Estava ansiosa para assistir “As Sufragistas” por diversos motivos. O principal motivo é que eu sou apaixonada pela Meryl Streep desde “A morte lhe cai bem”, adoraria conhecer essa mulher e conversar algumas horinhas com ela. O outro motivo é que desde da polêmica da estratégia de marketing para a divulgação do filme eu queria assistir para pensar direito qual a representação do movimento sufragista britânico estava sendo reforçada para o mundo. Pois bem, eu assisti e tem uma série de questões no filme que é preciso refletir, pensar e formular. Ou seja, este texto está cheio de spoillers e se tu queres assistir sem saber do que rola no filme, então melhor parar de ler por aqui.

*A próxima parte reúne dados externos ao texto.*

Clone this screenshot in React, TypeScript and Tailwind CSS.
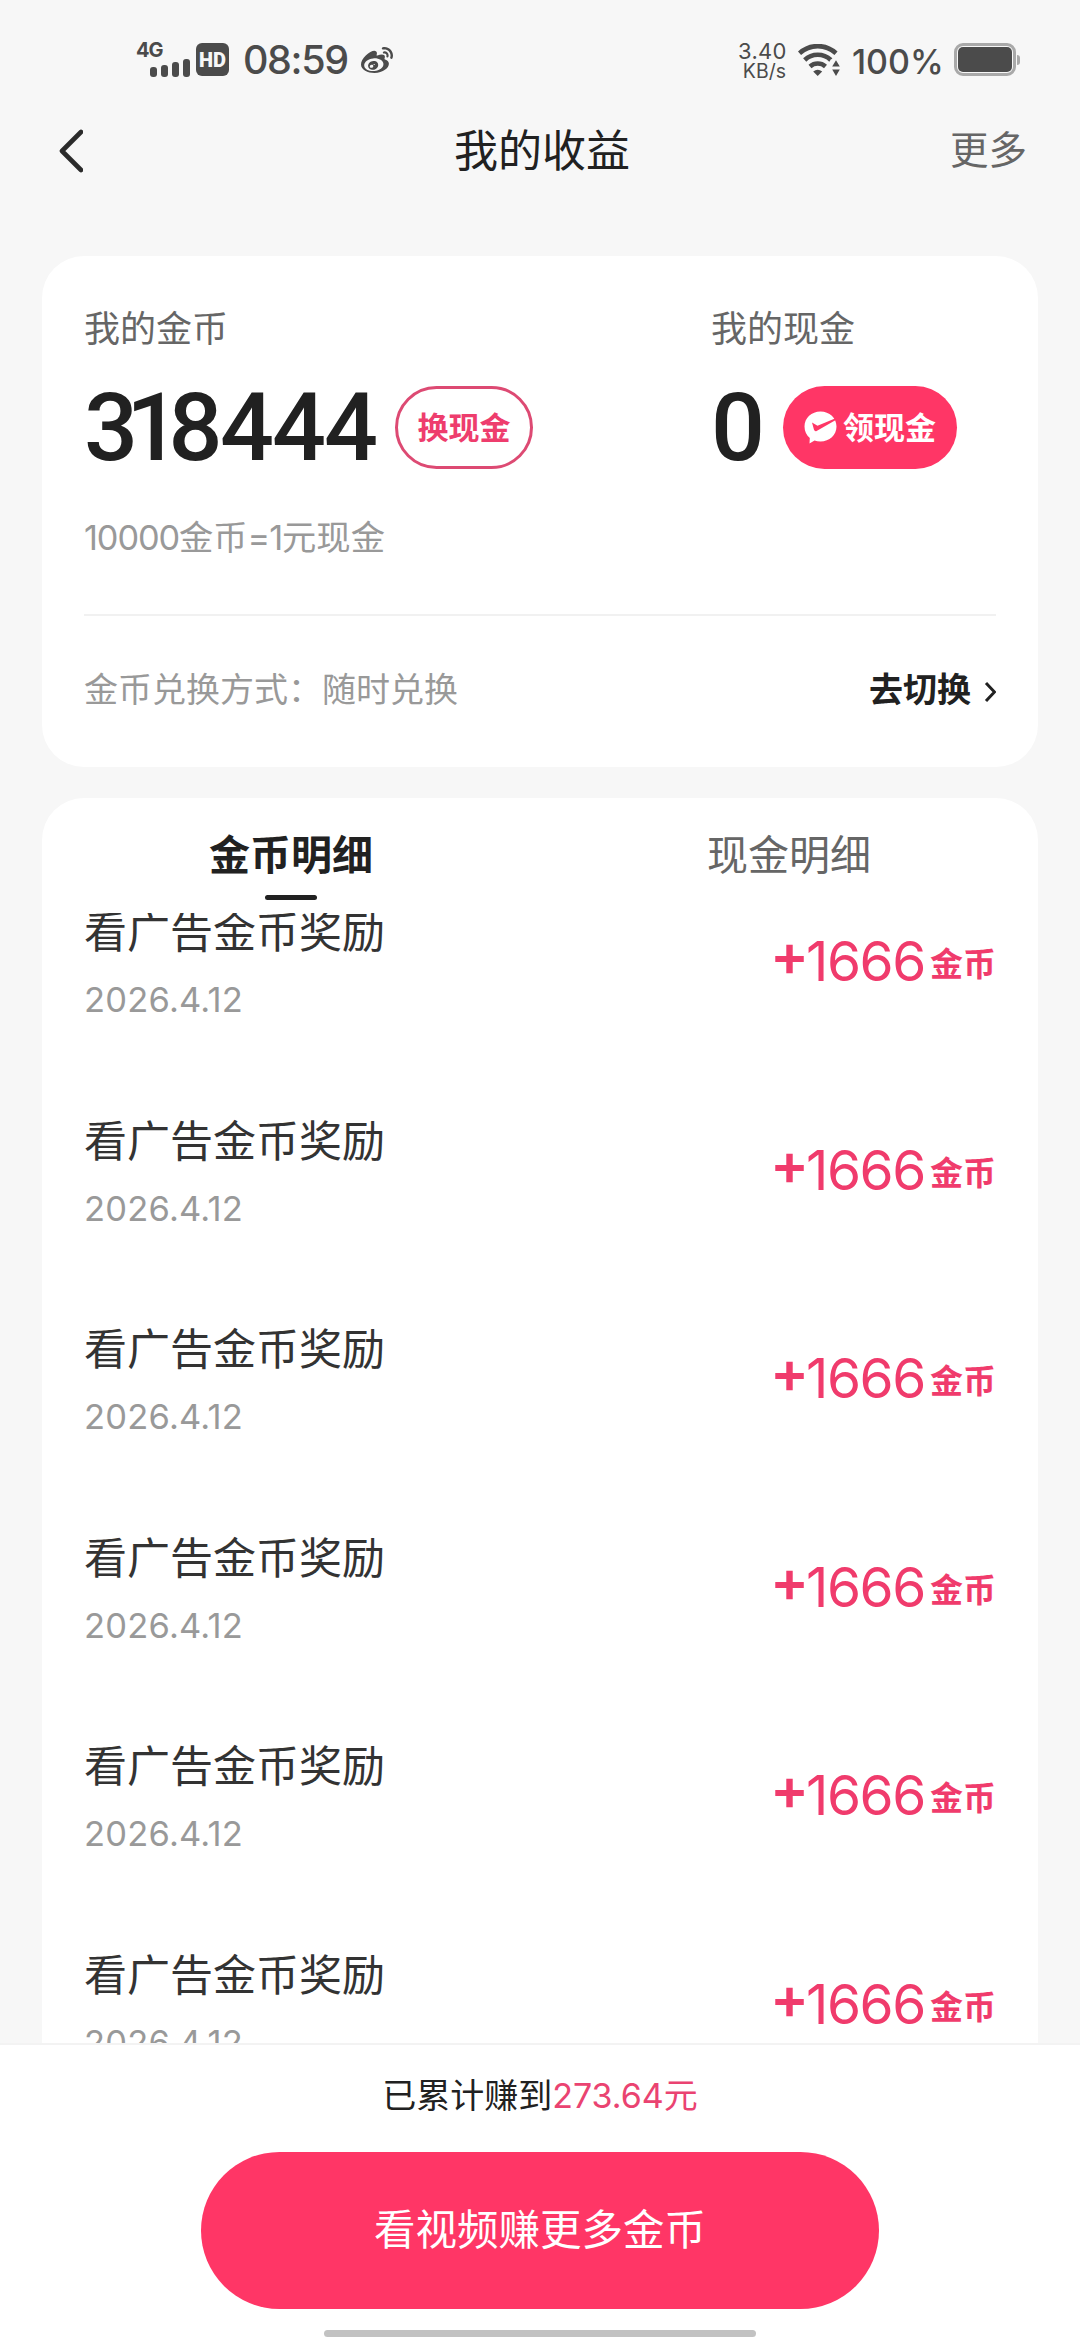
import { FaWeibo } from "react-icons/fa";

const records = Array.from({ length: 6 }, (_, id) => ({
  id,
  title: "看广告金币奖励",
  date: "2026.4.12",
  amount: "1666",
}));

function Wifi() {
  return (
    <svg width="42" height="32" viewBox="0 0 42 32" className="ml-[12px] mt-[44px] shrink-0">
      <g fill="none" stroke="#4b4b4b" strokeWidth="4.6">
        <path d="M1.5 9.2 A27 27 0 0 1 38 9.2" />
        <path d="M6.7 16 A19 19 0 0 1 32.8 16" />
        <path d="M12 22.4 A12 12 0 0 1 27.5 22.4" />
      </g>
      <path d="M15.2 27.6 Q19.7 24 24.2 27.6 L19.7 32 Z" fill="#4b4b4b" />
      <path d="M32.5 15.5 h10 v16.5 h-10 Z" fill="#f7f7f7" />
      <path d="M38 16.2 L41.8 22.6 H34.2 Z M34.2 25.6 H41.8 L38 32 Z" fill="#4b4b4b" />
    </svg>
  );
}

function StatusBar() {
  return (
    <div className="flex h-[100px] items-start text-[#4b4b4b]">
      <div className="ml-[136px] mt-[40px] h-[37px] w-[54px] shrink-0">
        <div className="h-[18px] text-[20px] font-bold leading-[20px] tracking-[-1px]">4G</div>
        <div className="ml-[14px] flex h-[19px] items-end gap-[4px]">
          <i className="h-[10px] w-[7px] rounded-[3px] bg-[#4b4b4b]" />
          <i className="h-[12px] w-[7px] rounded-[3px] bg-[#4b4b4b]" />
          <i className="h-[15px] w-[7px] rounded-[3px] bg-[#4b4b4b]" />
          <i className="h-[18px] w-[7px] rounded-[3px] bg-[#4b4b4b]" />
        </div>
      </div>
      <div className="ml-[6px] mt-[43px] flex h-[33px] w-[33px] items-center justify-center rounded-[6px] bg-[#4b4b4b] font-['Roboto'] text-[20px] font-black text-[#f7f7f7]">
        HD
      </div>
      <div className="ml-[14px] mt-[36px] w-[109px] whitespace-nowrap text-[39.5px] font-medium leading-[48px] tracking-[-1.4px]">
        08:59
      </div>
      <FaWeibo className="ml-[9px] mt-[45px] h-[32px] w-[32px]" />
      <div className="ml-[345px] mt-[41px] w-[48px] whitespace-nowrap text-right">
        <div className="text-[22px] leading-[20px] tracking-[0.3px]">3.40</div>
        <div className="text-[19.5px] leading-[20px]">KB/s</div>
      </div>
      <Wifi />
      <div className="ml-[12px] mt-[41px] w-[92px] whitespace-nowrap text-[34px] font-medium leading-[42px]">100%</div>
      <div className="ml-[10px] mt-[43px] flex items-center">
        <div className="h-[33px] w-[62px] rounded-[9px] border-[3px] border-[#a9a9a9] p-[1px]">
          <div className="h-full w-full rounded-[5px] bg-[#4b4b4b]" />
        </div>
        <div className="ml-px h-[10px] w-[3px] rounded-r bg-[#a9a9a9]" />
      </div>
    </div>
  );
}

function NavBar() {
  return (
    <div className="grid h-[100px] grid-cols-[1fr_auto_1fr] items-center pl-[57px] pr-[53px]">
      <svg width="26" height="44" viewBox="0 0 26 44" className="mt-[2px]">
        <path d="M24 3 L5 22 L24 41" fill="none" stroke="#2b2b2b" strokeWidth="4.6" strokeLinecap="round" strokeLinejoin="round" />
      </svg>
      <div className="mt-[2px] text-[44px] leading-[60px] text-[#212121]">我的收益</div>
      <div className="text-right text-[38.5px] leading-[56px] text-[#666]">更多</div>
    </div>
  );
}

function BubbleCheck() {
  return (
    <svg width="33" height="33" viewBox="0 0 33 33" className="shrink-0">
      <path
        d="M16.5 0.5 C25.5 0.5 32.5 7 32.5 15.5 C32.5 24 25.5 30.5 16.5 30.5 C14.3 30.5 12.3 30.2 10.5 29.5 L5.5 32.5 L5.8 27 C2.5 24.2 0.5 20.2 0.5 15.5 C0.5 7 7.5 0.5 16.5 0.5 Z"
        fill="#fff"
      />
      <path d="M8 11.5 L13.5 14.8 L31 7.5 L31.8 9 L12.6 20 Q10.8 20.8 10 18.8 Z" fill="#ff3666" />
    </svg>
  );
}

function BalanceCard() {
  return (
    <section className="h-[511px] rounded-[42px] bg-white px-[42px] pt-[46px]">
      <div className="flex">
        <div className="w-[627px]">
          <div className="text-[36px] leading-[54px] text-[#666]">我的金币</div>
          <div className="mt-[30px] flex h-[83px] items-center">
            <div className="w-[311px] whitespace-nowrap font-['Roboto'] text-[95px] font-medium leading-[83px] tracking-[-2px] text-[#212121]">
              <span className="tracking-[-11.8px]">31</span>
              <span className="tracking-[-2.4px]">8</span>444
            </div>
            <button className="h-[83px] w-[138px] rounded-full border-[3px] border-[#dd4a73] text-[31px] font-bold leading-[78px] text-[#ee3d6d]">
              换现金
            </button>
          </div>
          <div className="mt-[44px] text-[34.3px] leading-[50px] text-[#999]">
            <span className="tracking-[-1.1px]">10000</span>金币<span className="tracking-[-1.1px]">=1</span>元现金
          </div>
        </div>
        <div>
          <div className="text-[36px] leading-[54px] text-[#666]">我的现金</div>
          <div className="mt-[30px] flex h-[83px] items-center">
            <div className="w-[72px] font-['Roboto'] text-[95px] font-medium leading-[83px] text-[#212121]">0</div>
            <button className="flex h-[83px] w-[174px] items-center gap-[6px] rounded-full bg-[#ff3666] pl-[21px] text-[31px] font-bold leading-[83px] text-white">
              <BubbleCheck />
              领现金
            </button>
          </div>
        </div>
      </div>
      <div className="mt-[51px] h-[2px] bg-[#f1f1f1]" />
      <div className="flex items-center justify-between pt-[49px] text-[34px] leading-[50px]">
        <div className="text-[#999]">金币兑换方式：随时兑换</div>
        <div className="flex items-center font-bold text-[#212121]">
          去切换
          <svg width="12" height="22" viewBox="0 0 12 22" className="ml-[13px] mt-[3px]">
            <path d="M2 2 L10.5 11 L2 20" fill="none" stroke="#212121" strokeWidth="3" />
          </svg>
        </div>
      </div>
    </section>
  );
}

function RecordList() {
  return (
    <section className="mt-[31px] h-[1245px] overflow-hidden rounded-t-[42px] bg-white">
      <div className="grid h-[115px] grid-cols-2 pt-[27px] text-center text-[41px] leading-[60px]">
        <div className="flex flex-col items-center font-bold text-[#212121]">
          金币明细
          <div className="mt-[10px] h-[5px] w-[52px] rounded-full bg-[#212121]" />
        </div>
        <div className="text-[#666]">现金明细</div>
      </div>
      <div className="h-[1130px] overflow-hidden px-[42px]">
        <div className="-mt-[11px]">
          {records.map((r) => (
            <div key={r.id} className="flex h-[208.6px] justify-between">
              <div>
                <div className="text-[43px] leading-[60px] text-[#333]">{r.title}</div>
                <div className="mt-[13px] text-[34.5px] leading-[50px] tracking-[0.2px] text-[#999]">{r.date}</div>
              </div>
              <div className="flex h-[60px] items-baseline pt-[25px] text-[#f03b6c]">
                <span className="-translate-y-[5px] text-[58px] font-semibold leading-[66px] tracking-[-3px]">+</span>
                <span className="text-[55px] leading-[66px] tracking-[-1.4px]">{r.amount}</span>
                <span className="ml-[5px] -translate-y-[5px] text-[33px] font-bold leading-[66px]">金币</span>
              </div>
            </div>
          ))}
        </div>
      </div>
    </section>
  );
}

function BottomBar() {
  return (
    <footer className="flex h-[297px] flex-col items-center border-t-2 border-[#f3f3f3] bg-white">
      <div className="mt-[26px] text-[34px] leading-[50px] text-[#212121]">
        已累计赚到<span className="text-[#ea4371]">273.64元</span>
      </div>
      <button className="mt-[31px] flex h-[157px] w-[678px] shrink-0 items-center justify-center rounded-full bg-[#ff3666] pb-[2px] text-[41.5px] leading-[60px] text-white">
        看视频赚更多金币
      </button>
      <div className="mt-[21px] h-[7px] w-[432px] shrink-0 rounded-full bg-[#c2c2c2]" />
    </footer>
  );
}

export default function App() {
  return (
    <div className="h-[2340px] w-[1080px] overflow-hidden bg-[#f7f7f7] font-['Inter','Noto_Sans_CJK_SC',sans-serif]">
      <StatusBar />
      <NavBar />
      <main className="h-[1843px] px-[42px] pt-[56px]">
        <BalanceCard />
        <RecordList />
      </main>
      <BottomBar />
    </div>
  );
}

O lançamento e distribuição deste filme vem em momento oportuno para o debate feminista no mundo. Seja por conta dos enfrentamentos contra a violência machista que temos visto aparecer de forma cada vez mais contundente pelo mundo, seja as demandas mais democráticas de garantia de representatividade política e afins. É importante por que apresenta de forma categórica que a conquista do sufrágio feminino foi fruto de um processo de mobilização social importante das mulheres da classe trabalhadora do Reino Unido, processo travado com luta, suor, mortes e perseguição política constante. Penélope Duggan, militante irlandesa do NPA, em um texto sobre o filme aponta de forma bem contundente o quanto o marco é importante, pois o grau da repressão do império britânico junto as suffragettes foi usado depois na luta contra os republicanos irlandeses. A luta pelo sufrágio feminino no Reino Unido foi a ferramenta encontrada pelas mulheres para pautar o fato de não possuírem direito algum garantido perante ao Estado, os filhos, dinheiro e afins eram todos de seus maridos, pais e afins.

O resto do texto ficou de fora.